The bulk of Kenyans who don’t trust the police and cannot afford a lawyer have been left with no other choice but to seek private means of implementing the law.

Depending on the depth of your pockets, this private protection ranges from tucking a rusty blade under your withering waist, to living in a state-of-the-art security bubble that includes exercising your private right to walk with a platoon of private close protection security, driving around in military-grade armoured cars sometimes with a mobile armoury, and dredging mysterious bunkers in your home to dive into whenever the government decides to point their intimidating arsenal at your temple.

It is exactly two years since President William Ruto lifted the Bible at a roaring Kasarani Stadium and promised God and his country, that he will break free from the sins of his predecessors who treated the constitution like a piece of paper to warm themselves whenever their homes were experiencing wintry conditions. It sounds like poetry that on the day the regime was commemorating this annual milestone, the Acting Inspector General of Police was being sent to prison for contempt of court.

The people that matter at State House may look at these occurrences and laugh at the court for wasting their time jailing those who are considered untouchable.

The Acting IG may also brush this latest setback knowing he’s got political protection.

However, to the general public, these things government officers do making a mockery of our institutions of democracy emboldens the ordinary Kenyan to wake up each morning and defend these institutions from systematic collapse.

It’s almost certain that the Interior Cabinet Secretary – who has been ordered to effect the arrest – will feign ignorance about the instruction and kick the can down the road. It won’t be the first time an arrest warrant has been slapped on a public officer and the police froze their eyes from the direction of the culprit.

One day, Kenya will get a listening, caring, government that preaches water and drinks water – an empathetic, pro-people, regime that puts public interest before their friends in high places.
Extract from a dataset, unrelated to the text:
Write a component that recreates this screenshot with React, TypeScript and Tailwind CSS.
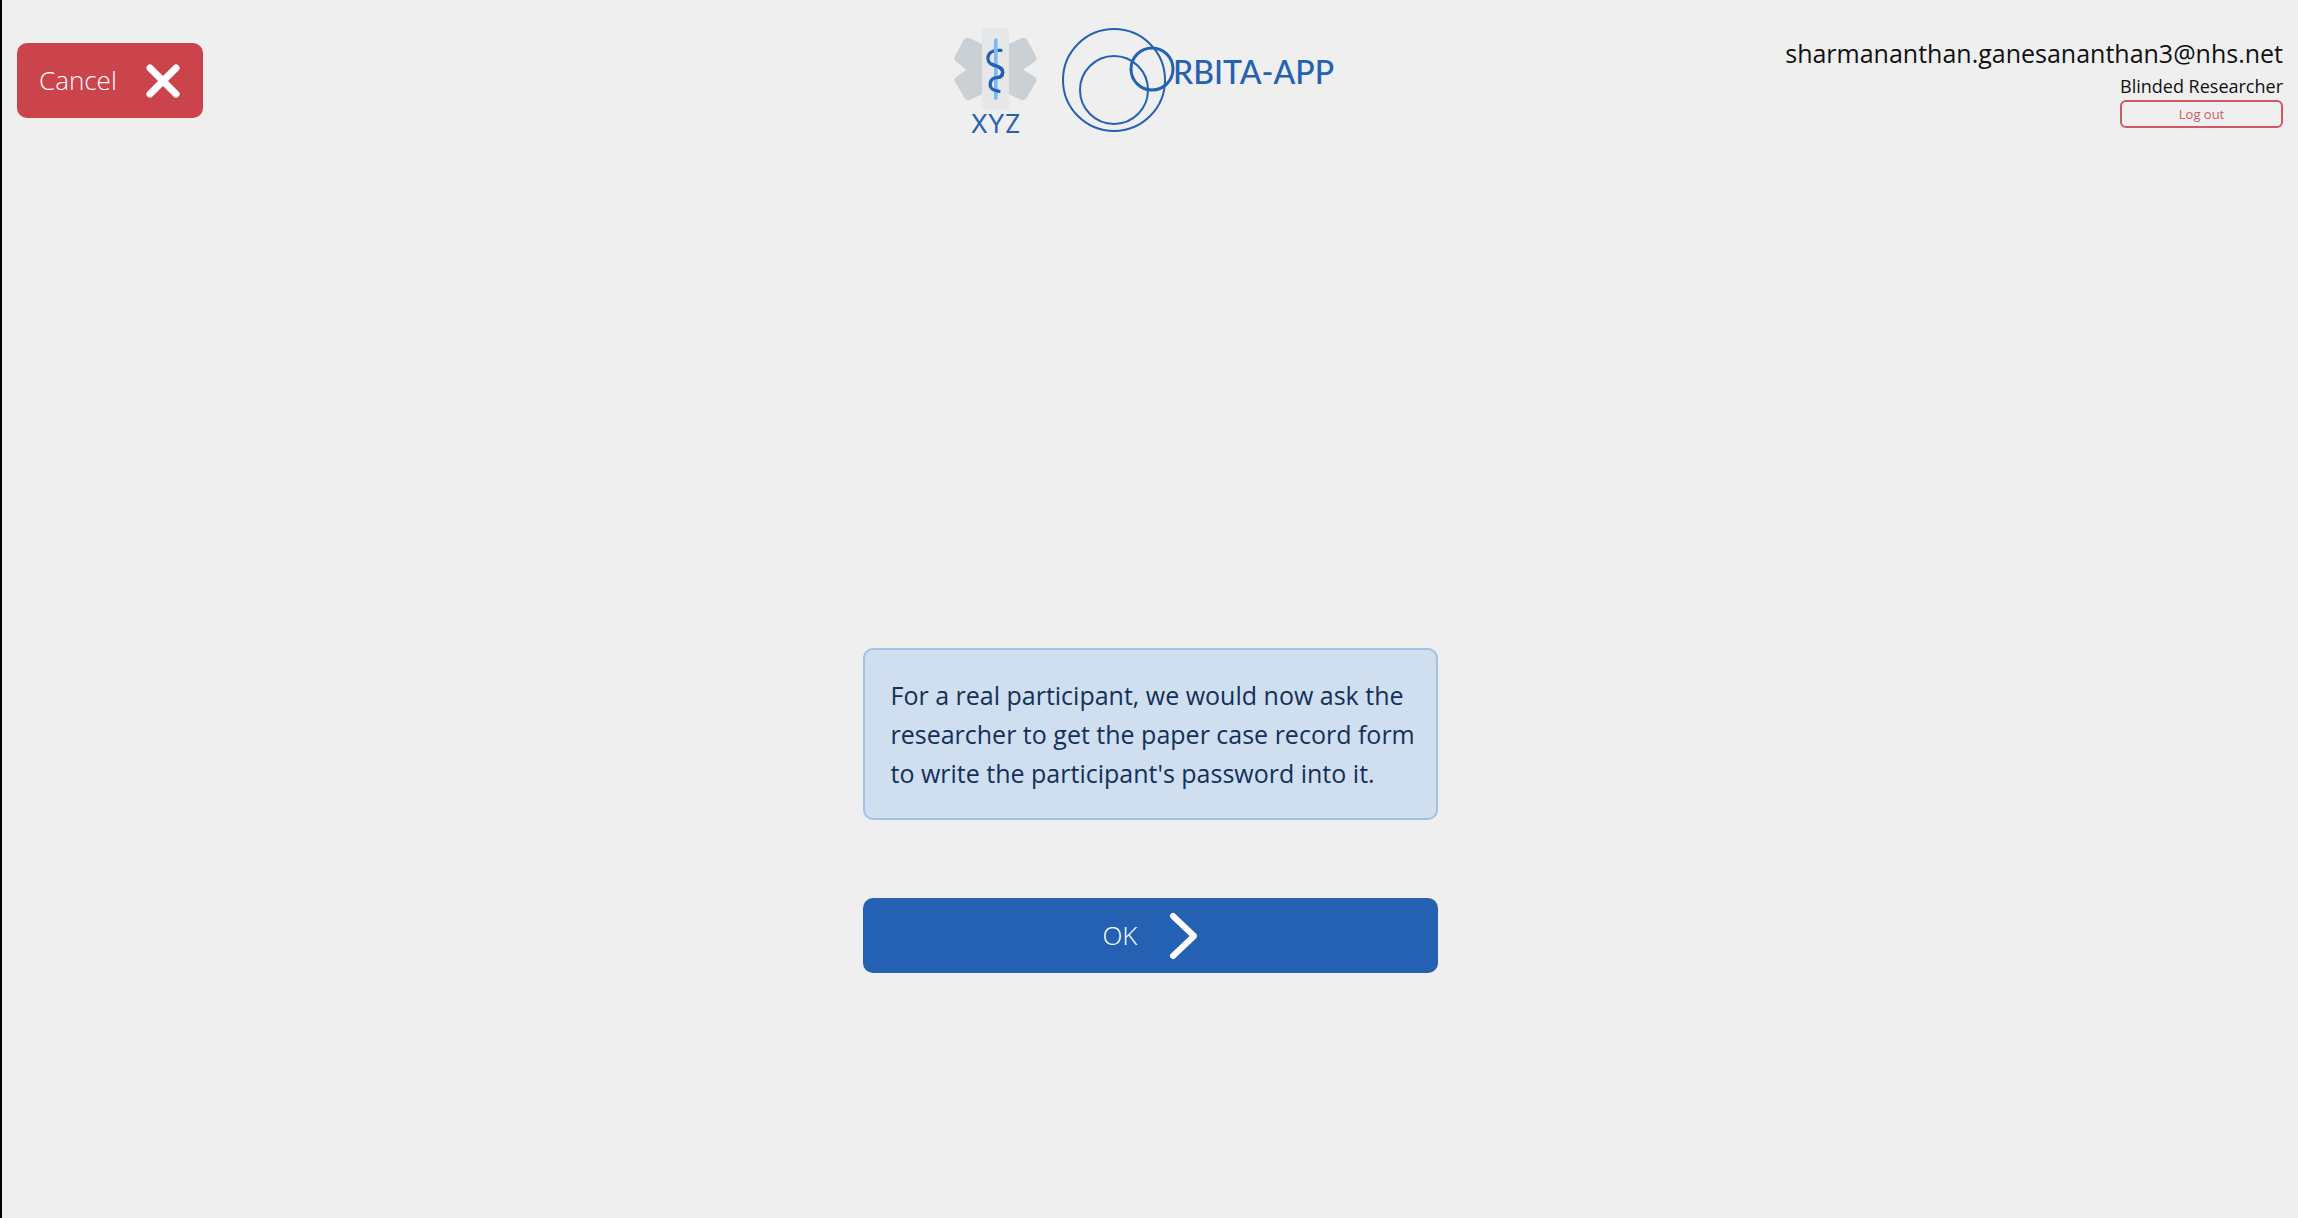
import React from "react";

function StarOfLife() {
  return (
    <svg viewBox="70 55 249 246" className="h-[82px] w-[83px]" aria-hidden="true">
      <rect x="154" y="55" width="81" height="245" rx="9" fill="#e6e7e9" />
      <path
        d="M99 91Q106 80 118 86L154 103V254L119 270Q108 275 101 264L73 216Q68 207 77 201L107 180L77 156Q68 150 73 140Z"
        fill="#cbd0d5"
      />
      <path
        d="M290 91Q283 80 271 86L235 103V254L270 270Q281 275 288 264L316 216Q321 207 312 201L277 180L312 156Q321 150 316 140Z"
        fill="#cbd0d5"
      />
      <path
        d="M211 122H202C166 122 164 158 186 165L200 170C224 178 219 203 199 204"
        fill="none"
        stroke="#2461b2"
        strokeWidth="10"
        strokeLinecap="round"
      />
      <rect x="190" y="86" width="11" height="185" rx="5" fill="#7db8f7" />
      <path
        d="M186 165L200 170C224 178 219 203 199 204C174 205 173 235 190 241L205 245"
        fill="none"
        stroke="#2461b2"
        strokeWidth="10"
        strokeLinecap="round"
      />
    </svg>
  );
}

function OrbitaLogo() {
  return (
    <svg viewBox="0 0 284 106" className="h-[106px] w-[284px]" role="img" aria-label="ORBITA-APP">
      <g fill="none" stroke="#2461b2">
        <circle cx="52" cy="52" r="51" strokeWidth="2" />
        <circle cx="52" cy="62" r="34" strokeWidth="2" />
        <circle cx="90" cy="41" r="21" strokeWidth="3" />
      </g>
      <text x="111" y="56" fill="#2461b2" className="[font-family:Lato,sans-serif] text-[32px] font-medium">
        RBITA-APP
      </text>
    </svg>
  );
}

export default function App() {
  return (
    <div className="min-h-screen border-l-2 border-black bg-[#efefef] [font-family:'Open_Sans',sans-serif] text-[25px] text-[#111]">
      <header className="grid grid-cols-[1fr_auto_1fr] items-start px-[15px] pt-7">
        <button
          type="button"
          className="mt-[15px] flex h-[75px] items-center gap-7 justify-self-start rounded-[10px] bg-[#cc444b] px-[22px] text-[26px] font-light text-white"
        >
          Cancel
          <svg viewBox="0 0 36 36" className="size-9" aria-hidden="true">
            <path d="M5 5L31 31M31 5L5 31" stroke="#fff" strokeWidth="7" strokeLinecap="round" />
          </svg>
        </button>

        <div className="flex items-start gap-[25px]">
          <div className="flex w-[83px] flex-col items-center">
            <StarOfLife />
            <span className="[font-family:Inter,sans-serif] text-[25px] leading-7 text-[#2461b2]">XYZ</span>
          </div>
          <OrbitaLogo />
        </div>

        <div className="flex flex-col items-end pt-[7px]">
          <span className="leading-9">sharmananthan.ganesananthan3@nhs.net</span>
          <div className="flex flex-col">
            <span className="pt-px text-[18px] leading-7">Blinded Researcher</span>
            <button
              type="button"
              className="h-7 rounded-[6px] border-2 border-[#cc5a62] text-[13px] leading-4 text-[#cc5a62]"
            >
              Log out
            </button>
          </div>
        </div>
      </header>

      <main className="mx-auto mt-[510px] flex w-full max-w-[575px] flex-col gap-[78px]">
        <p className="rounded-[10px] border-2 border-[#a3c1e2] bg-[#cfdfef] px-[26px] pt-[26px] pb-[25px] leading-[39px] whitespace-nowrap text-[#14305a]">
          For a real participant, we would now ask the
          <br />
          researcher to get the paper case record form
          <br />
          to write the participant's password into it.
        </p>
        <button
          type="button"
          className="flex h-[75px] items-center justify-center gap-7 rounded-[10px] bg-[#2461b2] text-[26px] font-light text-white"
        >
          OK
          <svg viewBox="0 0 32 50" className="h-[50px] w-8" aria-hidden="true">
            <path d="M8 5L29 25L8 45" fill="none" stroke="#fff" strokeWidth="6" strokeLinecap="round" strokeLinejoin="round" />
          </svg>
        </button>
      </main>
    </div>
  );
}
There is no use for the President to supervise the swearing-in of judicial officers when he cannot supervise the implementation of court orders among members of his executive branch, who directly answer to him.

Indeed, you cannot give judges the power to read and write judgements on one hand and take away that power with your other hand by watching your officers frustrate the court.

Granted, the judiciary may not be a darling of Kenyans, but it’s all we got right now.

In a country where Kenyans are abducted from the streets and caused to disappear without a trace, the only house we can run to for safety is the house of laws, after being abandoned by those who promised us heaven on earth.

When you visit the online portal of the National Police Service, there’s a page in there that lays out the objects and functions of their officers pursuant to Article 244 of the Constitution. In it, they undertake to train their staff to the highest possible standards of competence and integrity, and to respect human rights and fundamental freedoms and dignity. You need to read it to believe it.

Disobeying court orders and making a mockery of the court process is nowhere near the lowest possible standards of competence and integrity let alone respecting human rights and fundamental freedoms and dignity. Moreover, it neither fosters nor does it promote relationships between the police and the broader society – another of their mission objectives.

Kenyans have ears and they can see these things. Whenever a government officer disobeys court orders and walks around town like he owns the world, the pockets of public trust in the government takes another massive dent – before long, there will be nothing left to hang on to and it shall be free for all.

Two years is enough time for the president to sit upright and get down to work. In six months’ time, which will be historic, he will have hit his half-term mark, and might never win back the hearts of his voters who believed he was chosen by God, and those who have been giving him the benefit of doubt.